Messi juega y calla. En el silencio, ha hecho arte de tal manera que ni él sabe dónde están sus verdaderos límites, si los tiene. Cada día que pasa, Messi es mejor goleador (con Guardiola en el banquillo, claro, porque en su selección aún no acaba de funcionar) y, sobre todo, mejor futbolista. Ahora entiende el juego de forma tan simple como asombrosa.

Cuando no marca goles ayuda al equipo. Si no está fino en el remate, algo inusual, su presencia intimida tanto al rival que abre enormes huecos para sus compañeros. Pero Messi, aunque no lo diga, vive del gol. Ahí, encerrado en su diminuto cuerpo, anida un delantero voraz, con una infinita y profunda rabia interior, incapaz de darse por satisfecho. Si logra un tanto, piensa que debería haber marcado dos. Cuando firma tres, aún lamenta haber errado el cuarto. Jamás Messi se da por ganador. Siempre pierde.

Así sigue Messi. Encerrado en sí mismo. No ha hablado esta semana y ha logrado espaciar tanto sus comparecencias públicas que pasa hasta meses sin sentarse ante la prensa. Hay líderes ruidosos, encantados de haberse conocido y ufanos de que así los vean los demás. Con Messi, todo es distinto. No habla, pero juega. Calla, pero su fútbol es tan elocuente (remata mucho menos que Cristiano Ronaldo y marca más goles, 48 lleva en 46 partidos, por los 40 del portugués) como solidario: 23 asistencias revelan su generosidad.
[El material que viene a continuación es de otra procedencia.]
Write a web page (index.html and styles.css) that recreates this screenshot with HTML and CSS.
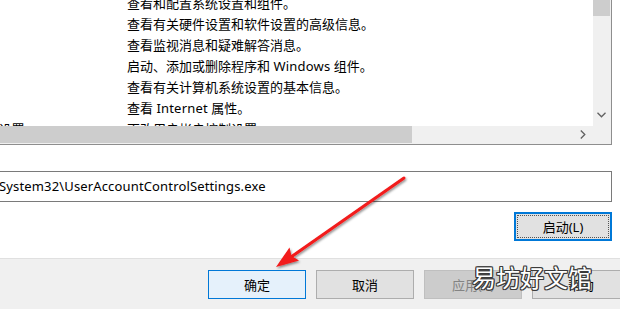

Desde que llegó Guardiola, el único entrenador que ha conocido e interpretado el silencio de Messi, su carrera se ha disparado hasta cotas inimaginables. Desde que le dio libertad en el terreno de juego no ha parado de crecer. Logró 38 goles en 51 partidos (2008-09), anotó 47 tantos en 49 (09-10) y ahora 48 en 46. En sus cinco últimos clásicos firma cuatro tantos, pero se quedó seco en el 5-0. Dio dos pases de gol a Villa. Poco para alguien que, en silencio, ha escalado la cima, frustrado porque aún no le ha marcado a ningún equipo de Mourinho. Cuando Messi se enfada, aún es más Messi. Su presencia asusta y el Bernabéu espera.